The mental side of baseball is something that both the Witts appreciate and point to as crucial to success at the major league level, assuming Witt Jr. gets there on day.
“I think just going out there and understanding the game is key,” Witt Sr. said. “Realizing that, ‘Hey, this is a game of failure.’ The best in the world, as a hitter, are 30 percent. Any other job, that’s not going to get it done. I think you have to realize, you’re going to have days—in high school baseball he’s hitting .400 every year—and that’s not going to happen (at higher levels), man.
“You’re going to have not just days of not getting hits, but weeks of not getting hits. Literally weeks of not getting hits. You’ve just got to be mentally prepared to go out there and understand that it’s going to be OK the next day and you can bounce back.”
Just a day before Witt Sr. said that, his son stood on the field at USA Baseball’s National Training Complex after a game in which he went hitless in three at-bats. Unfazed, Witt Jr. signed a few baseballs for kids clamoring for his autograph and then spoke about how his next goal was showing up at the field the next day at 7:40 a.m.
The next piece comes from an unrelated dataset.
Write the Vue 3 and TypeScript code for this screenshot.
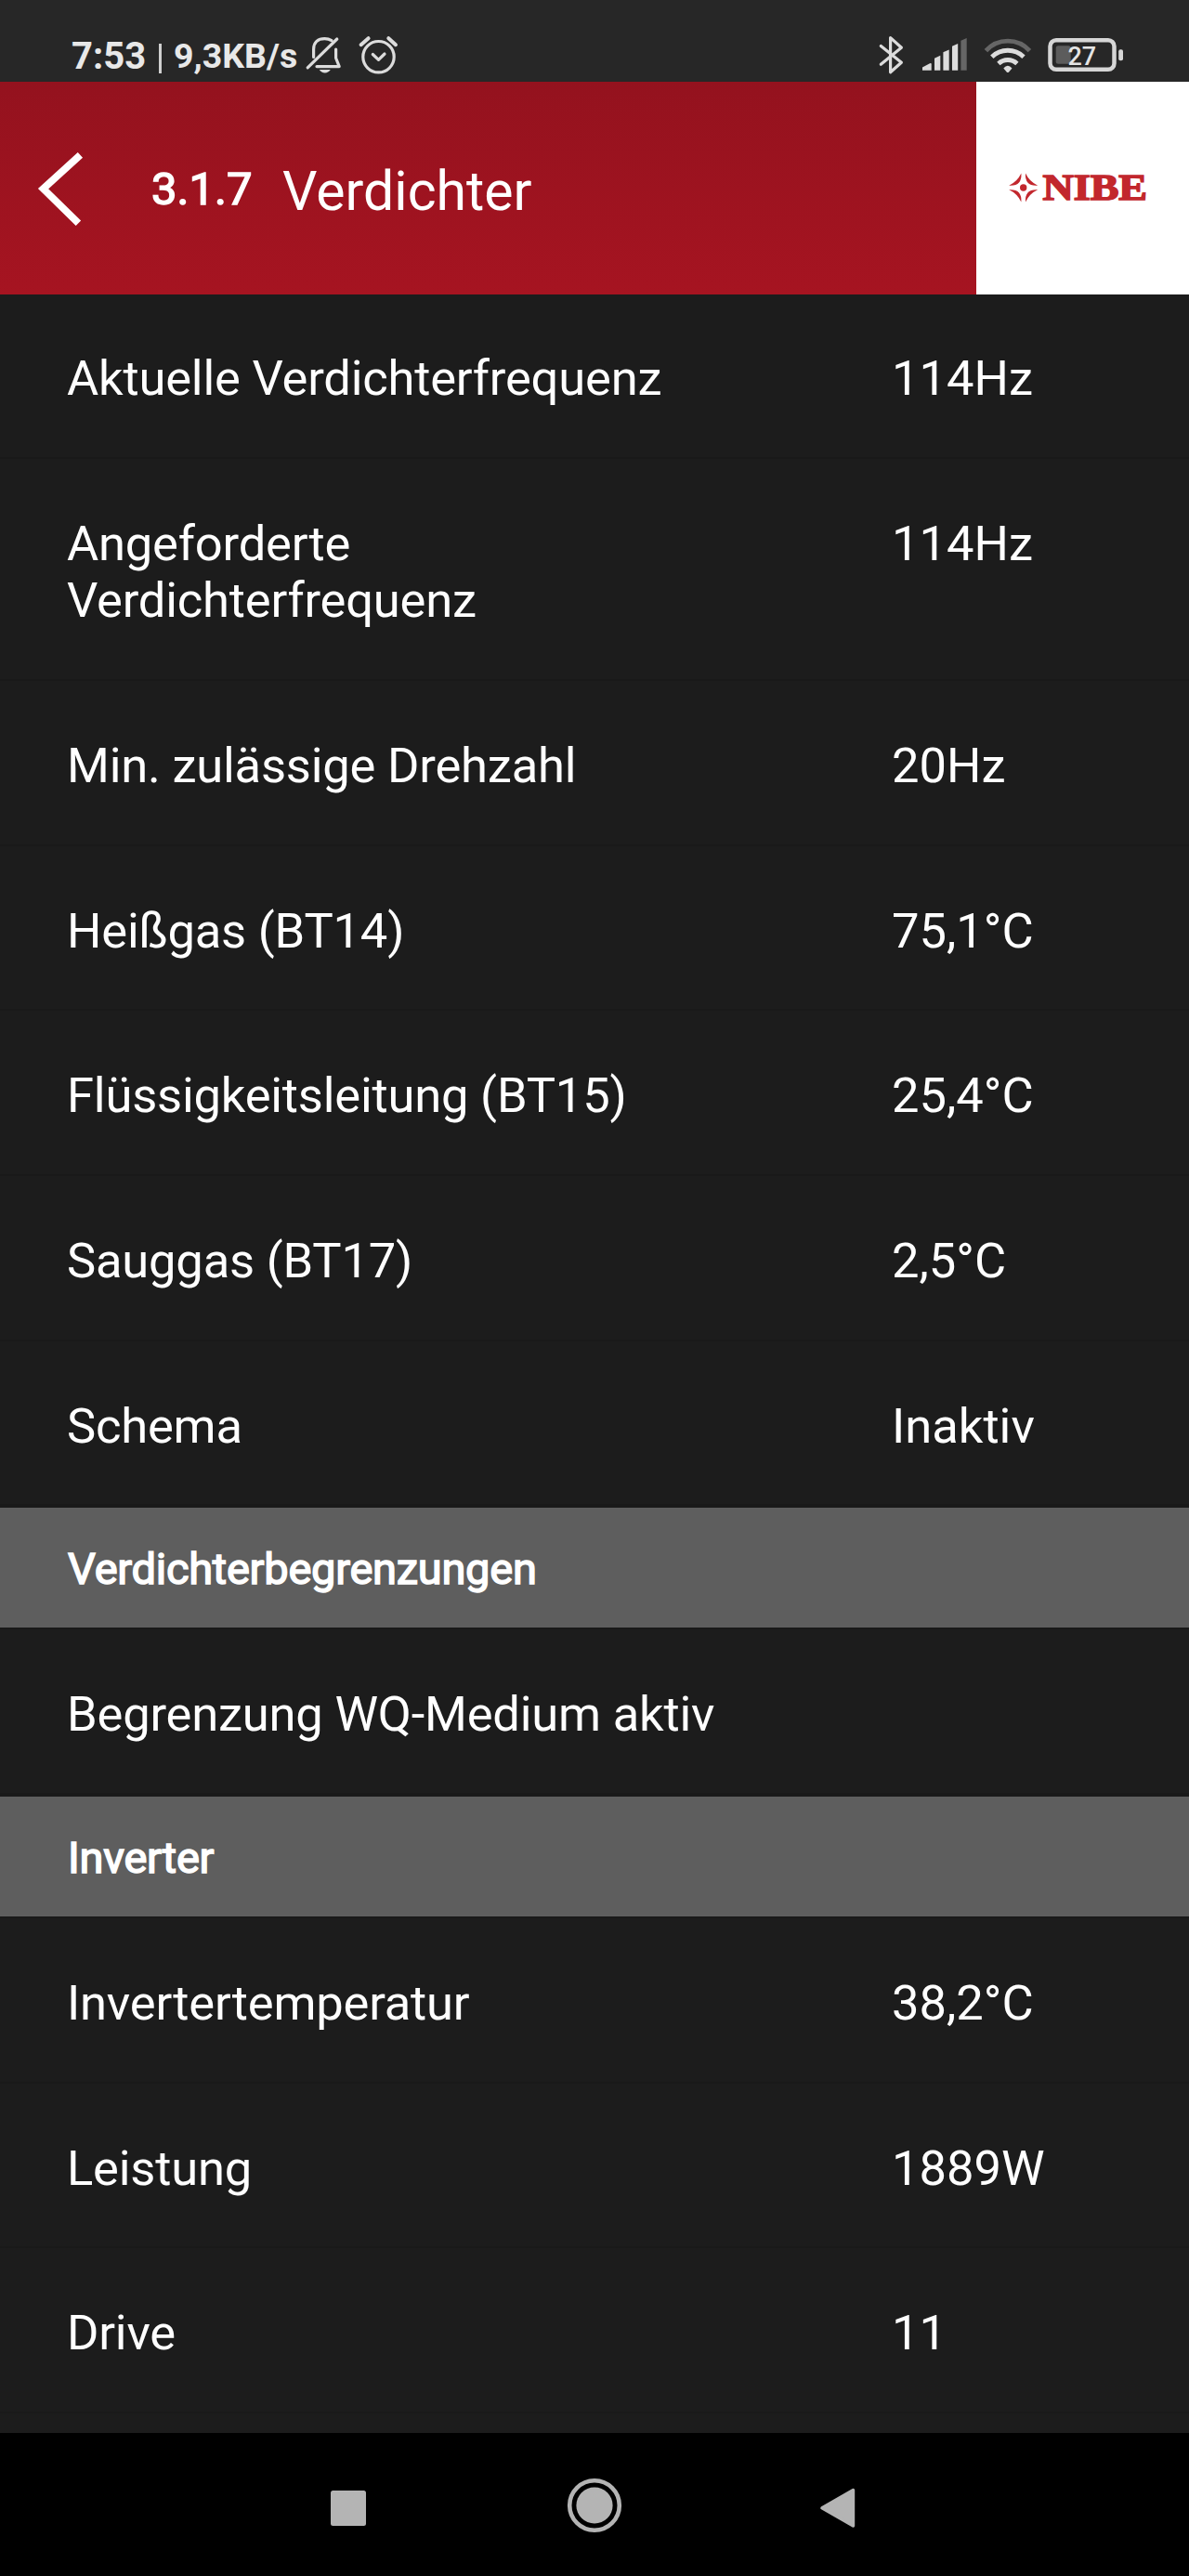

“I’m looking forward to tomorrow,” Witt Jr. said. “I just have to show up here and do my thing. I just went 0-for-3. (My dad) is probably going to try to critique me on something, but he’s always pushed me—and I like that.
“He’s done what I want to do eventually, so hopefully that will help me. He’ll give me those words and the encouragement to do everything that I can to keep going.”